While there has been a definite shift in the way characters battling mental illness are portrayed in cinema and OTT content, in many cases even today, mental illness is either used as a trope to make the character edgy or dangerous, and the cure is still portrayed to be love or worse still marriage.Atrangi Re, had Sara Ali Khan playing Rinku, a woman who is forcibly married to Vishnu (Dhanush). However, she claims she is in love with a man named Sajjad (Akshay Kumar) who as we learn is not just a hallucination of her mind, but actually her father whose traumatic death she had witnessed as a child. She is undoubtedly dealing with serious mental health concerns, but the film’s writer and director find Rinku’s ‘cure’ in her ‘loving’ husband who fools her into taking medication and takes assistance from a friend who claims to understand women because he is a psychiatrist. It’s a shockingly callous handling of mental illness and one that undoes years of work it has taken to build awareness and sensitivity towards mental health.
What is perhaps as bad or worse than wrongfully depicting characters with mental illness, is negatively portraying mental health professionals, counsellors and psychiatrists. For decades doctors looking after mentally ill patients were cold, unfeeling and often brutal. Inspite of all the attempts to make us ‘woke’, sadly this tendency continues.
Breathe-Into the Shadows, which stars Abhishek Bachchan sees him playing a character with Dissociative identity disorder. Abhishek plays Avinash, a psychiatrist, and J is his split who resorts to murdering the people he believes have hurt Avinash over the years. While the idea of a mental health professional battling a serious mental illness might be a catchy premise, Breathe not just made those battling mental illness seem dangerous and unpredictable, but it also diluted the credibility of mental health professionals.
Unfortunately, this is not the only show to do so. In the film Forensic, which dropped on the streaming platform Zee 5 this year, the character of Ranjana Gupta, who is a psychologist and a child counsellor in a school, is revealed to be a gruesome serial killer who kills little girls on their birthdays. The second season of Criminal Justice saw Kirti Kulhari’s therapist having an affair with her and impregnating her, which is against his code of conduct. By raising doubts and casting aspersions on mental health professionals, we are dissuading people from seeking professional help but also undermining their credibility as professionals to provide assistance to those battling mental illness.

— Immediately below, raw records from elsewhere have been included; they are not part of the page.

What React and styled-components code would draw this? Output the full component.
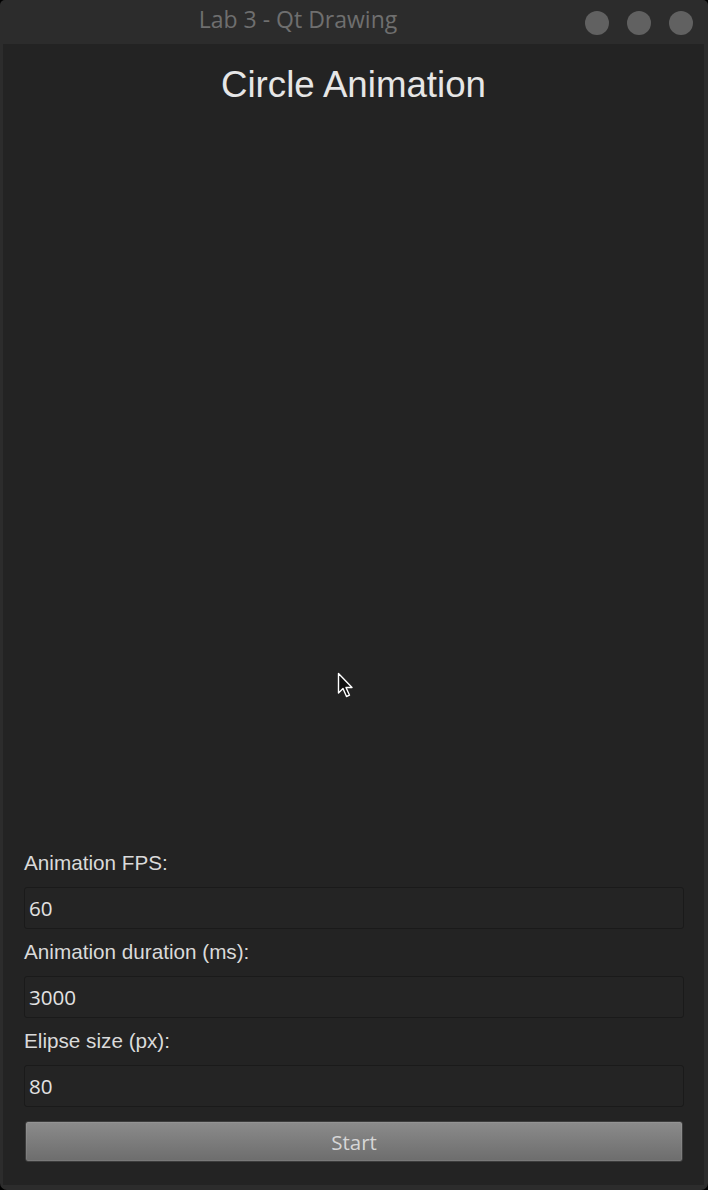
import React from "react";
import styled, { createGlobalStyle } from "styled-components";

const Global = createGlobalStyle`
  html, body { margin: 0; padding: 0; background: #000; }
  body { width: 708px; height: 1190px; overflow: hidden; }
  * { box-sizing: border-box; }
`;

const Window = styled.div`
  position: relative;
  width: 708px;
  height: 1190px;
  background: #2c2c2c;
  border-radius: 5px 5px 7px 7px;
  display: flex;
  flex-direction: column;
  overflow: hidden;
`;

const TitleBar = styled.div`
  height: 44px;
  flex: 0 0 44px;
  display: flex;
  align-items: center;
`;

const Title = styled.div`
  flex: 1;
  padding-left: 11px;
  text-align: center;
  font-family: "Open Sans", "Noto Sans", sans-serif;
  font-size: 23px;
  color: #6f6f6f;
  line-height: 1;
  margin-top: -6px;
`;

const Controls = styled.div`
  display: flex;
  gap: 18px;
  padding-right: 15px;
  margin-top: 2px;
`;

const Dot = styled.span`
  width: 24px;
  height: 24px;
  border-radius: 50%;
  background: #616161;
`;

const Content = styled.div`
  position: relative;
  flex: 1;
  margin: 0 4px 5px 3px;
  background: #232323;
  display: flex;
  flex-direction: column;
`;

const Heading = styled.h1`
  margin: 20px 0 0;
  font-family: "Liberation Sans", Arial, sans-serif;
  font-weight: 400;
  font-size: 36.7px;
  line-height: 41px;
  color: #e6e6e6;
  text-align: center;
`;

const Canvas = styled.div`
  flex: 1;
`;

const Form = styled.div`
  display: flex;
  flex-direction: column;
  gap: 12px;
  padding: 0 20px 23px 21px;
`;

const Field = styled.div`
  display: flex;
  flex-direction: column;
  gap: 11px;
`;

const Label = styled.label`
  font-family: "Liberation Sans", Arial, sans-serif;
  font-size: 20.7px;
  line-height: 24px;
  color: #dadada;
  margin-top: -1px;
  margin-bottom: 1px;
`;

const Input = styled.div`
  height: 42px;
  background: #242424;
  border: 1px solid #1a1a1a;
  border-radius: 3px;
  padding-left: 4px;
  display: flex;
  align-items: center;
  font-family: "Open Sans", "Noto Sans", sans-serif;
  font-size: 20.6px;
  color: #e2e2e2;
`;

const Button = styled.button`
  margin-top: 2px;
  margin-left: 1px;
  margin-right: 1px;
  height: 41px;
  border: 1px solid #3c3c3c;
  border-radius: 3px;
  background: linear-gradient(#8b8b8b, #6d6d6d);
  box-shadow: inset 0 0 0 1px rgba(255, 255, 255, 0.08);
  font-family: "Open Sans", "Noto Sans", sans-serif;
  font-size: 20.5px;
  color: #d6d6d6;
  padding: 0;
`;

const Cursor = styled.svg`
  position: absolute;
  left: 334px;
  top: 628px;
`;

const fields = [
  { label: "Animation FPS:", value: "60" },
  { label: "Animation duration (ms):", value: "3000" },
  { label: "Elipse size (px):", value: "80" },
];

export default function App() {
  return (
    <>
      <Global />
      <Window>
        <TitleBar>
          <Title>Lab 3 - Qt Drawing</Title>
          <Controls>
            <Dot />
            <Dot />
            <Dot />
          </Controls>
        </TitleBar>
        <Content>
          <Heading>Circle Animation</Heading>
          <Canvas />
          <Form>
            {fields.map((f) => (
              <Field key={f.label}>
                <Label>{f.label}</Label>
                <Input>{f.value}</Input>
              </Field>
            ))}
            <Button>Start</Button>
          </Form>
          <Cursor width="20" height="28" viewBox="0 0 20 28">
            <path
              d="M1.5 1.5 L1.5 21 L6 16.5 L9.5 24.5 L12.5 23.2 L9 15.5 L15 15.5 Z"
              fill="#111"
              stroke="#fff"
              strokeWidth="1.4"
              strokeLinejoin="round"
            />
          </Cursor>
        </Content>
      </Window>
    </>
  );
}
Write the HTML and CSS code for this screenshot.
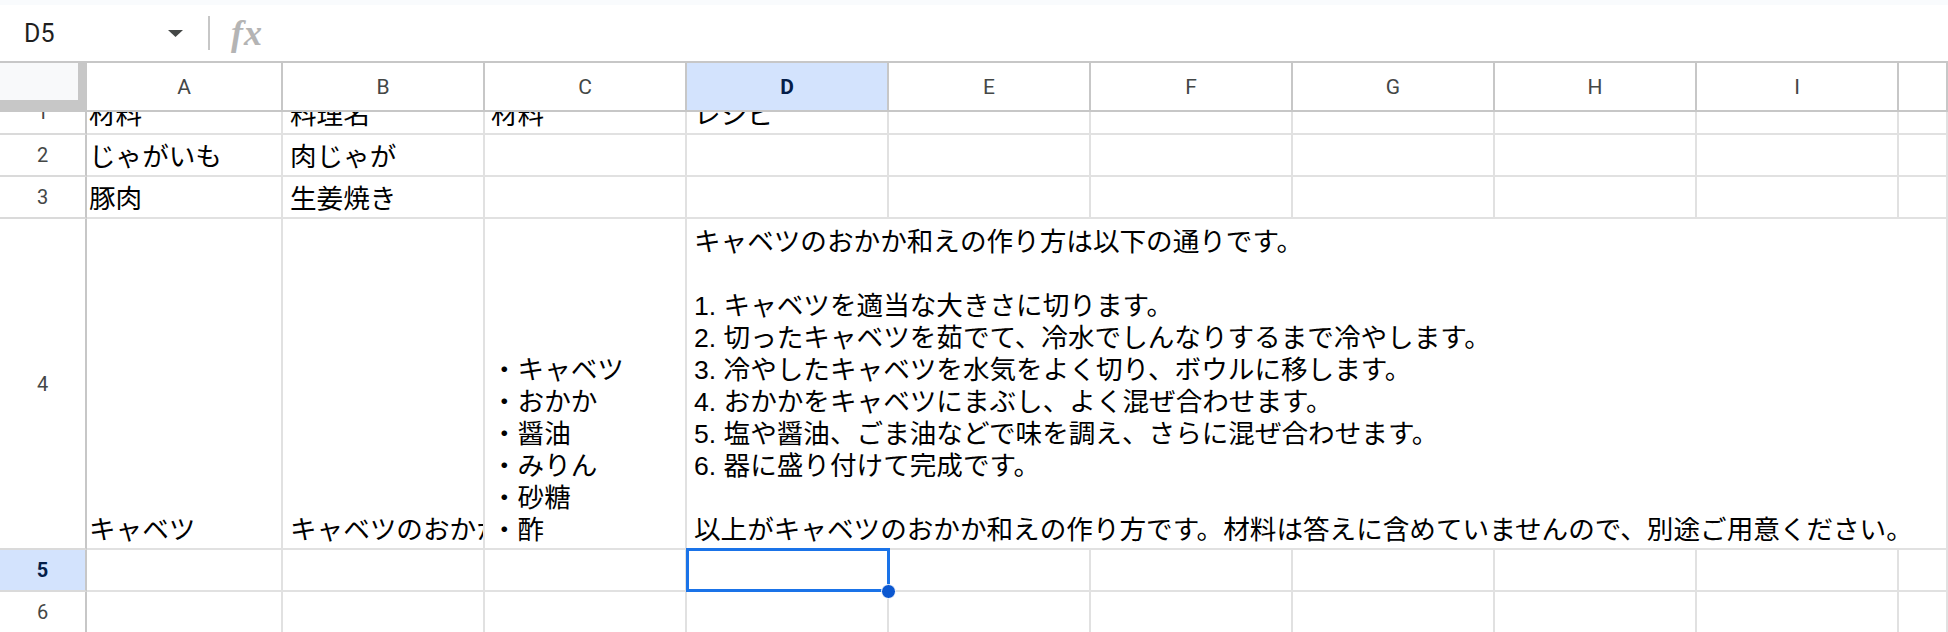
FILE: index.html
```html
<!DOCTYPE html>
<html lang="ja">
<head>
<meta charset="utf-8">
<title>Sheet</title>
<link rel="stylesheet" href="styles.css">
</head>
<body>
<div class="topstrip"></div>
<div class="fbar">
  <div class="namebox">
    <span class="ref">D5</span>
    <svg class="arrow" width="15" height="7" viewBox="0 0 15 7"><path d="M0 0 L15 0 L7.5 7 Z" fill="#444746"/></svg>
  </div>
  <div class="sep"></div>
  <div class="fx">fx</div>
</div>
<div class="sheet">
  <div class="grow colhead">
    <div class="corner"><div class="corner-in"></div></div>
    <div class="ch">A</div>
    <div class="ch">B</div>
    <div class="ch">C</div>
    <div class="ch sel">D</div>
    <div class="ch">E</div>
    <div class="ch">F</div>
    <div class="ch">G</div>
    <div class="ch">H</div>
    <div class="ch">I</div>
    <div class="ch"></div>
  </div>
  <div class="gridbody">
    <div class="rows">
      <div class="grow r1">
        <div class="rh">1</div>
        <div class="c pa">材料</div>
        <div class="c pb">料理名</div>
        <div class="c pc">材料</div>
        <div class="c pd">レシピ</div>
        <div class="c"></div><div class="c"></div><div class="c"></div><div class="c"></div><div class="c"></div><div class="c"></div>
      </div>
      <div class="grow r2">
        <div class="rh">2</div>
        <div class="c pa">じゃがいも</div>
        <div class="c pb">肉じゃが</div>
        <div class="c pc"></div>
        <div class="c pd"></div>
        <div class="c"></div><div class="c"></div><div class="c"></div><div class="c"></div><div class="c"></div><div class="c"></div>
      </div>
      <div class="grow r2">
        <div class="rh">3</div>
        <div class="c pa">豚肉</div>
        <div class="c pb">生姜焼き</div>
        <div class="c pc"></div>
        <div class="c pd"></div>
        <div class="c"></div><div class="c"></div><div class="c"></div><div class="c"></div><div class="c"></div><div class="c"></div>
      </div>
      <div class="grow r4">
        <div class="rh">4</div>
        <div class="c pa">キャベツ</div>
        <div class="c pb">キャベツのおかか和え</div>
        <div class="c pc">・キャベツ
・おかか
・醤油
・みりん
・砂糖
・酢</div>
        <div class="c pd span">キャベツのおかか和えの作り方は以下の通りです。

1. キャベツを適当な大きさに切ります。
2. 切ったキャベツを茹でて、冷水でしんなりするまで冷やします。
3. 冷やしたキャベツを水気をよく切り、ボウルに移します。
4. おかかをキャベツにまぶし、よく混ぜ合わせます。
5. 塩や醤油、ごま油などで味を調え、さらに混ぜ合わせます。
6. 器に盛り付けて完成です。

以上がキャベツのおかか和えの作り方です。材料は答えに含めていませんので、別途ご用意ください。</div>
      </div>
      <div class="grow r2">
        <div class="rh rsel">5</div>
        <div class="c pa"></div>
        <div class="c pb"></div>
        <div class="c pc"></div>
        <div class="c pd active"><div class="selbox"></div><div class="handle"></div></div>
        <div class="c"></div><div class="c"></div><div class="c"></div><div class="c"></div><div class="c"></div><div class="c"></div>
      </div>
      <div class="grow r2">
        <div class="rh">6</div>
        <div class="c pa"></div>
        <div class="c pb"></div>
        <div class="c pc"></div>
        <div class="c pd"></div>
        <div class="c"></div><div class="c"></div><div class="c"></div><div class="c"></div><div class="c"></div><div class="c"></div>
      </div>
    </div>
  </div>
</div>
</body>
</html>
```

FILE: styles.css
```css
* { box-sizing: border-box; }
html, body { margin: 0; padding: 0; }
body {
  width: 1948px;
  height: 632px;
  overflow: hidden;
  background: #ffffff;
  font-family: Roboto, "Liberation Sans", sans-serif;
}
.topstrip { height: 5px; background: #f9fbfd; }
.fbar {
  height: 58px;
  display: flex;
  align-items: center;
  border-bottom: 2px solid #c7c7c7;
  background: #ffffff;
}
.namebox {
  width: 208px;
  display: flex;
  align-items: center;
  justify-content: space-between;
  padding: 0 25px 0 24px;
}
.ref { font-size: 25px; color: #1f1f1f; }
.arrow { display: block; }
.sep { width: 2px; height: 34px; background: #c7c7c7; }
.fx {
  margin-left: 21px;
  font-family: "Liberation Serif", serif;
  font-style: italic;
  font-weight: bold;
  font-size: 36px;
  color: #b4b4b4;
  line-height: 1;
  letter-spacing: 1px;
}
.grow {
  display: grid;
  grid-template-columns: 87px 196px 202px 202px 202px 202px 202px 202px 202px 202px 1fr;
}
.colhead { height: 49px; }
.corner { background: #c7c7c7; }
.corner-in { width: 78px; height: 37px; background: #f8f9fa; }
.ch {
  display: flex;
  align-items: center;
  justify-content: center;
  border-right: 2px solid #c7c7c7;
  border-bottom: 2px solid #c7c7c7;
  font-size: 21px;
  color: #444746;
  background: #ffffff;
}
.ch.sel { background: #d3e3fd; color: #041e49; font-weight: bold; }
.gridbody { height: 520px; overflow: hidden; }
.rows { margin-top: -21px; }
.r1 { height: 44px; }
.r2 { height: 42px; }
.r4 { height: 331px; }
.rh {
  display: flex;
  align-items: center;
  justify-content: center;
  border-right: 2px solid #c7c7c7;
  border-bottom: 2px solid #dadada;
  font-size: 20px;
  color: #444746;
  background: #ffffff;
}
.rh.rsel { background: #d3e3fd; color: #041e49; font-weight: bold; }
.c {
  display: flex;
  align-items: flex-end;
  overflow: hidden;
  white-space: pre;
  border-right: 2px solid #e1e1e1;
  border-bottom: 2px solid #e1e1e1;
  font-family: "Liberation Sans", "Noto Sans CJK JP", sans-serif;
  font-size: 26.6px;
  line-height: 32px;
  color: #000000;
  padding: 0 0 2px 2px;
}
.pa { padding-left: 2px; }
.pb { padding-left: 7px; }
.pc { padding-left: 6px; }
.pd { padding-left: 7px; }
.span { grid-column: 5 / -1; overflow: visible; }
.active { position: relative; overflow: visible; }
.selbox {
  position: absolute;
  left: -1px;
  top: -2px;
  width: 204px;
  height: 44px;
  border: 3px solid #1a73e8;
  z-index: 2;
}
.handle {
  position: absolute;
  left: 194px;
  top: 34px;
  width: 15px;
  height: 15px;
  border-radius: 50%;
  background: #0b57d0;
  border: 1px solid #ffffff;
  z-index: 3;
}
```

While there have been instances of films and OTT content portraying characters with mental illness with insensitivity or for the want of a better word, cluelessness, there has been an undeniable amount of progress in slowly erasing the misconceptions, judgements and ridicule surrounding those battling mental illness. Celebrities like Deepika Padukone and Anushka Sharma speaking about their journey of coping with depression and anxiety,
have played a significant role in beginning a conversation about mental illness in the public space.
One can only hope that going forward, actors, filmmakers and content creators work towards eliminating the taboos surrounding mental illness and refuse to work on story ideas that have an inaccurate or sensationalised portrayal of a character with mental health concerns or a mental health professional.